À sa demande, je remplace Mme Michèle Victory, votre collègue de la commission des affaires culturelles et de l'éducation ; ces propos sont donc d'abord les siens.
Depuis de longs mois, la crise sanitaire n'épargne personne ; les effets de l'épidémie de covid-19 sont nombreux et nous ne pouvons que constater le mal-être qui s'empare de notre jeunesse. Celle-ci montre pourtant sa capacité à se mobiliser individuellement ou collectivement ; elle montre chaque jour qu'elle n'est pas abattue, qu'elle propose, qu'elle prend des initiatives, qu'elle est solidaire. Nous avons une promesse à tenir envers elle. Or, pour des milliers de jeunes, la crise a été le révélateur de situations préoccupantes ou les a aggravées. Le taux de pauvreté des moins de 25 ans est trois fois supérieur à celui des plus de 60 ans ; 16 % d'entre eux vivent en dessous du seuil de pauvreté, dans un des pays les plus développés du monde.
Nous le savons, derrière le vocable « jeunesse » se cachent bien des situations économiques inquiétantes. Des jeunes ont perdu leur emploi ; certains le cumulaient avec leurs études ; d'autres venaient de démarrer dans la vie active. La solidarité familiale, si elle continue de jouer largement, dans huit cas sur dix, est évidemment très inégale, pénalisant une nouvelle fois les jeunes de milieux défavorisés.
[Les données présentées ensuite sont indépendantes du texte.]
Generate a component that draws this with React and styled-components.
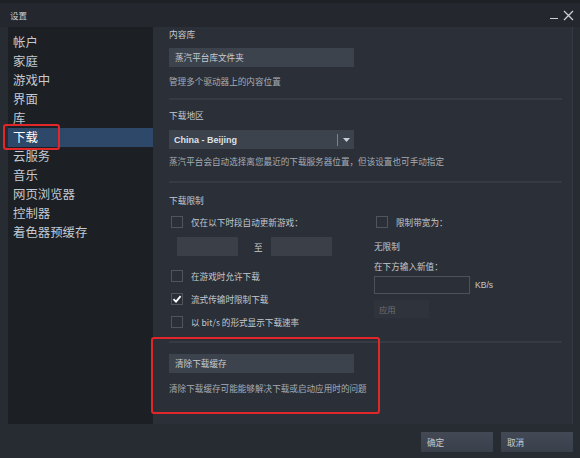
import React from "react";
import styled, { createGlobalStyle } from "styled-components";

const GlobalStyle = createGlobalStyle`
  html, body {
    margin: 0;
    padding: 0;
    background: #272b32;
  }
  body {
    font-family: "Noto Sans CJK SC", "Noto Sans", "Liberation Sans", sans-serif;
  }
`;

const menu = ["帐户", "家庭", "游戏中", "界面", "库", "下载", "云服务", "音乐", "网页浏览器", "控制器", "着色器预缓存"];

const Check = ({ checked, children }) => (
  <CheckRow>
    <Box>
      {checked && (
        <svg width="10" height="10" viewBox="0 0 10 10">
          <path d="M1.5 5.2 L4 7.6 L8.6 2.2" fill="none" stroke="#ffffff" strokeWidth="1.8" />
        </svg>
      )}
    </Box>
    <span>{children}</span>
  </CheckRow>
);

const App = () => {
  return (
    <Window>
      <GlobalStyle />
      <TitleBar>
        <Title>设置</Title>
        <Controls>
          <MinBtn />
          <svg width="11" height="11" viewBox="0 0 11 11">
            <path d="M1 1 L10 10 M10 1 L1 10" stroke="#c9ced4" strokeWidth="1.3" />
          </svg>
        </Controls>
      </TitleBar>

      <Main>
        <Sidebar>
          {menu.map((m) => (
            <MenuItem key={m} active={m === "下载"}>
              {m}
              {m === "下载" && <SideMark />}
            </MenuItem>
          ))}
        </Sidebar>

        <Panel>
          <Label>内容库</Label>
          <WideButton>蒸汽平台库文件夹</WideButton>
          <Desc gap={7}>管理多个驱动器上的内容位置</Desc>
          <Divider top={10} bottom={9} />

          <Label>下载地区</Label>
          <Select>
            <span>China - Beijing</span>
            <SelectArrow>
              <svg width="7" height="4" viewBox="0 0 7 4">
                <path d="M0 0 L7 0 L3.5 4 Z" fill="#c9ced4" />
              </svg>
            </SelectArrow>
          </Select>
          <Desc gap={5}>蒸汽平台会自动选择离您最近的下载服务器位置，但该设置也可手动指定</Desc>
          <Divider top={13} bottom={11} />

          <Label>下载限制</Label>
          <LimitGrid>
            <Column>
              <Check>仅在以下时段自动更新游戏：</Check>
              <TimeRow>
                <TimeBox />
                <To>至</To>
                <TimeBox />
              </TimeRow>
              <Spaced gap={13}>
                <Check>在游戏时允许下载</Check>
              </Spaced>
              <Spaced gap={9}>
                <Check checked>流式传输时限制下载</Check>
              </Spaced>
              <Spaced gap={9}>
                <Check>以 bit/s 的形式显示下载速率</Check>
              </Spaced>
            </Column>
            <Column>
              <Check>限制带宽为：</Check>
              <PlainText gap={10}>无限制</PlainText>
              <PlainText gap={6}>在下方输入新值：</PlainText>
              <RateRow>
                <RateInput />
                <span>KB/s</span>
              </RateRow>
              <ApplyButton>应用</ApplyButton>
            </Column>
          </LimitGrid>

          <CacheSection>
            <Divider top={0} bottom={5} />
            <WideButton>清除下载缓存</WideButton>
            <Desc gap={8}>清除下载缓存可能能够解决下载或启动应用时的问题</Desc>
            <SectionMark />
          </CacheSection>
        </Panel>
      </Main>

      <Footer>
        <FooterButton>确定</FooterButton>
        <FooterButton>取消</FooterButton>
      </Footer>
    </Window>
  );
};

const Window = styled.div`
  width: 580px;
  height: 458px;
  display: flex;
  flex-direction: column;
  background: #272b32;
  border-top: 3px solid #1e2126;
  box-sizing: border-box;
  overflow: hidden;
`;

const TitleBar = styled.div`
  height: 24px;
  display: flex;
  align-items: center;
  justify-content: space-between;
  padding: 0 6px 0 10px;
  background: #24282e;
`;

const Title = styled.div`
  font-size: 8.5px;
  color: #c9ced4;
`;

const Controls = styled.div`
  display: flex;
  align-items: center;
  gap: 5px;
`;

const MinBtn = styled.div`
  width: 8px;
  height: 1px;
  margin-top: 7px;
  background: #c9ced4;
`;

const Main = styled.div`
  display: flex;
  height: 397px;
  margin: 0 7px 0 8px;
`;

const Sidebar = styled.div`
  width: 145px;
  background: #1c1f23;
  padding-top: 6px;
  box-sizing: border-box;
`;

const MenuItem = styled.div`
  position: relative;
  height: 19px;
  line-height: 19px;
  padding-left: 5px;
  font-size: 12.4px;
  color: ${(p) => (p.active ? "#ffffff" : "#c3cad2")};
  background: ${(p) => (p.active ? "#2d4868" : "transparent")};
`;

const SideMark = styled.div`
  position: absolute;
  left: -5px;
  top: -4px;
  width: 57px;
  height: 26px;
  border: 2px solid #e2272b;
  border-radius: 3px;
  box-sizing: border-box;
`;

const Panel = styled.div`
  flex: 1;
  background: #2b2f37;
  padding: 1px 10px 0 16px;
  border-right: 1px solid #343841;
  box-sizing: border-box;
  display: flex;
  flex-direction: column;
  align-items: flex-start;
`;

const Label = styled.div`
  font-size: 8.7px;
  line-height: 14px;
  color: #c4c9cf;
`;

const WideButton = styled.div`
  width: 185px;
  height: 19px;
  margin-top: 6px;
  padding-left: 6px;
  box-sizing: border-box;
  background: #3d434d;
  color: #c6cbd1;
  font-size: 8.6px;
  line-height: 19px;
`;

const Desc = styled.div`
  margin-top: ${(p) => p.gap}px;
  font-size: 8.6px;
  line-height: 14px;
  color: #a5acb4;
`;

const Divider = styled.div`
  align-self: stretch;
  height: 2px;
  margin: ${(p) => p.top}px 0 ${(p) => p.bottom}px;
  background: #363b43;
`;

const Select = styled.div`
  width: 185px;
  height: 19px;
  margin-top: 7px;
  padding-left: 5px;
  box-sizing: border-box;
  background: #3d434d;
  display: flex;
  align-items: center;
  justify-content: space-between;
  font-family: "Liberation Sans", sans-serif;
  font-size: 9px;
  font-weight: 700;
  color: #dde1e5;
`;

const SelectArrow = styled.div`
  width: 16px;
  height: 12px;
  border-left: 1px solid #7b828c;
  display: flex;
  align-items: center;
  justify-content: center;
`;

const LimitGrid = styled.div`
  display: grid;
  grid-template-columns: 205px 1fr;
  margin-top: 7px;
  align-self: stretch;
`;

const Column = styled.div`
  display: flex;
  flex-direction: column;
  align-items: flex-start;
`;

const CheckRow = styled.div`
  display: flex;
  align-items: center;
  gap: 8px;
  padding-left: 2px;
  height: 14px;
  font-size: 8.6px;
  color: #c4c9cf;
`;

const Box = styled.div`
  width: 12px;
  height: 12px;
  border: 1px solid #50555d;
  box-sizing: border-box;
  display: flex;
  align-items: center;
  justify-content: center;
`;

const Spaced = styled.div`
  margin-top: ${(p) => p.gap}px;
`;

const TimeRow = styled.div`
  display: flex;
  align-items: center;
  height: 19px;
  margin: 8px 0 0 8px;
  font-size: 8.6px;
  color: #c4c9cf;
`;

const To = styled.span`
  margin: 0 8px 0 16px;
`;

const TimeBox = styled.div`
  width: 61px;
  height: 19px;
  background: #3a3f48;
`;

const PlainText = styled.div`
  margin-top: ${(p) => p.gap}px;
  font-size: 8.6px;
  line-height: 14px;
  color: #c4c9cf;
`;

const RateRow = styled.div`
  display: flex;
  align-items: center;
  gap: 5px;
  margin-top: 3px;
  font-family: "Liberation Sans", sans-serif;
  font-size: 8.6px;
  color: #c4c9cf;
`;

const RateInput = styled.div`
  width: 96px;
  height: 18px;
  border: 1px solid #4c525b;
  box-sizing: border-box;
  background: #2b2f37;
`;

const ApplyButton = styled.div`
  width: 55px;
  height: 18px;
  margin-top: 6px;
  padding-left: 5px;
  box-sizing: border-box;
  background: #2f333b;
  color: #6a7079;
  font-size: 8.4px;
  line-height: 18px;
`;

const CacheSection = styled.div`
  position: relative;
  align-self: stretch;
  display: flex;
  flex-direction: column;
  align-items: flex-start;
  margin-top: 12px;
`;

const SectionMark = styled.div`
  position: absolute;
  left: -18px;
  top: -4px;
  width: 229px;
  height: 77px;
  border: 2px solid #e2272b;
  border-radius: 3px;
  box-sizing: border-box;
`;

const Footer = styled.div`
  display: flex;
  justify-content: flex-end;
  gap: 8px;
  padding: 8px 7px 0 0;
`;

const FooterButton = styled.div`
  width: 72px;
  height: 20px;
  padding-left: 6px;
  box-sizing: border-box;
  background: linear-gradient(#434a55, #3a404a);
  color: #c6cbd1;
  font-size: 8.6px;
  line-height: 20px;
`;

export default App;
Je pense aussi aux jeunes parents désarmés, aux jeunes sortis d'un système scolaire dans lequel ils n'ont pas trouvé leur place, aux adultes en devenir marginalisés, aux étudiants décrocheurs.
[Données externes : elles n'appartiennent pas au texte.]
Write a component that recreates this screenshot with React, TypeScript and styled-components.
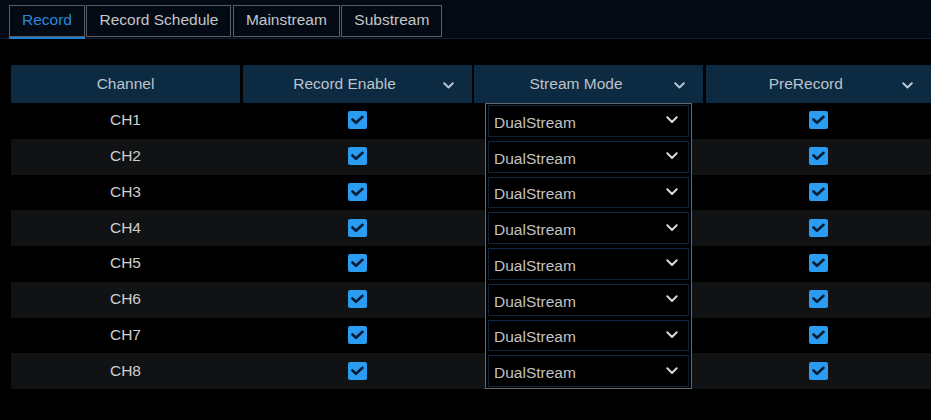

Les effets de la crise sur les jeunes sont divers. Elle touche leur santé – le pourcentage des jeunes inquiets pour leur santé mentale ne cesse d'augmenter, tout comme le renoncement aux soins faute de moyens. Leurs finances sont de plus en plus affectées, alors que leur situation était déjà fragile, puisque 50 % des personnes pauvres ont moins de 30 ans. La crise fait aussi perdre le lien social et suscite l'angoisse d'un avenir troublé.
La réponse de notre assemblée doit être à la hauteur de cette situation inédite, en permettant de faire face à l'urgence matérielle. Nous ne pouvons pas rester spectateurs des images quotidiennes de ces files d'attente s'allongeant de centaines de jeunes devant les banques alimentaires ou Les Restos du coeur.
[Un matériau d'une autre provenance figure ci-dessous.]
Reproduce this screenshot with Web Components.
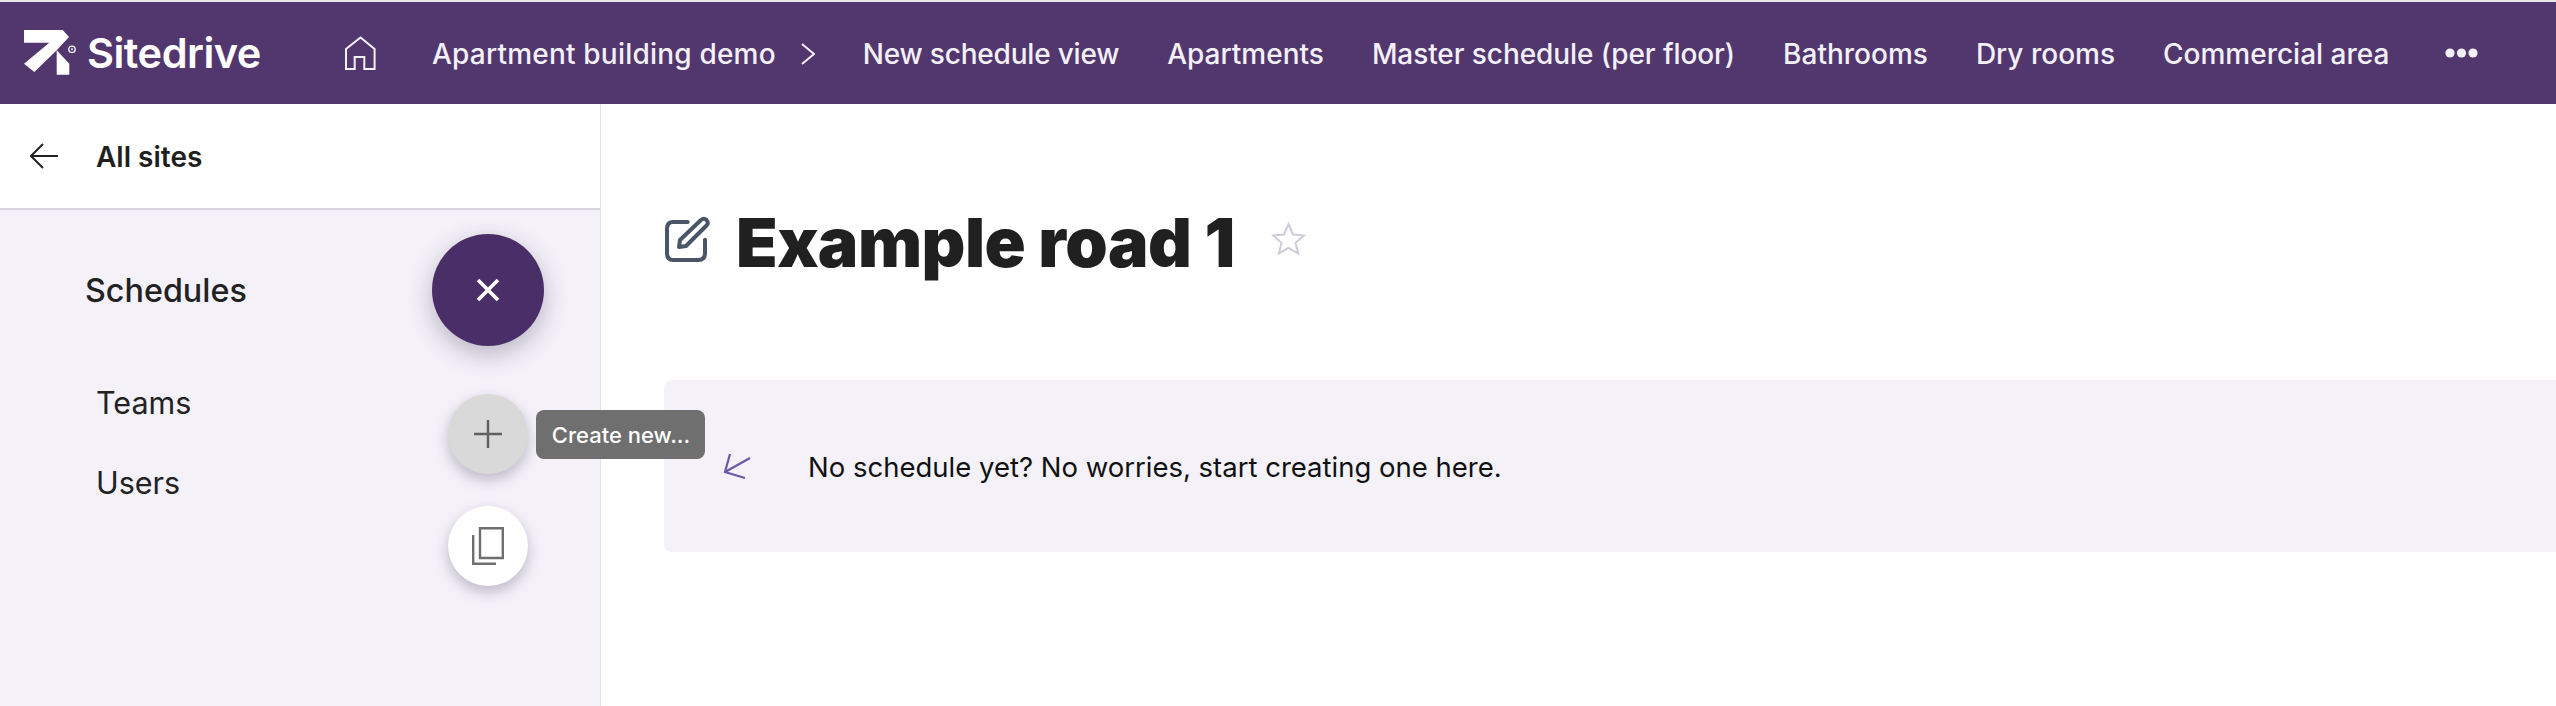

Nous avons présenté plusieurs propositions dernièrement, notamment celle de l'ouverture du RSA aux 18-25 ans, défendue dans cet hémicycle par mes collègues Vallaud et Saulignac le 18 février dernier. Il ne s'agit pas, contrairement aux caricatures qui ont été faites, d'instaurer des dispositifs d'assistanat, mais au contraire, de proposer une émancipation solidaire. Vingt-trois des vingt-sept pays membres de l'Union européenne disposent déjà d'un minimum jeunesse, et cela doit nous faire réfléchir. En France, le choix de la familialisation des aides, qu'il semble impossible de remettre en question, laisse dans la précarité et la dépendance à l'égard de leur famille des millions de nos concitoyens, qui doivent attendre 25 ans pour bénéficier de l'aide de l'État. Une expérimentation pourrait au moins être tentée. Précisons qu'aucun jeune ne choisit de s'installer dans la précarité ; les jeunes ont en réalité besoin de pouvoir rebondir et faire des expériences. Partout ailleurs, une telle allocation, n'a eu que des effets positifs.
La culture nous manque à tous comme elle manque à la jeunesse. Les librairies ont désormais le statut de commerce essentiel, et c'est bien ainsi. Les musées et les théâtres ne pourraient-ils pas eux aussi être ouverts, et à la jeunesse d'abord ?
J'en viens au sport, dont l'exercice, encadré de manière tatillonne en ce moment, est impossible avec le couvre-feu, lorsque les jeunes travaillent. Ne peut-on laisser souffler un vent de liberté, d'exception, pour les sports de plein air ?
Certes, la jeunesse n'est pas dans la rue, mais le caractère exceptionnel du repli qui l'affecte nous oblige à une attention de tous les instants. Nous devons partir de la jeunesse pour construire la transition avec le monde d'après le covid, plutôt que d'en faire un acteur quelconque qu'il faudrait contraindre.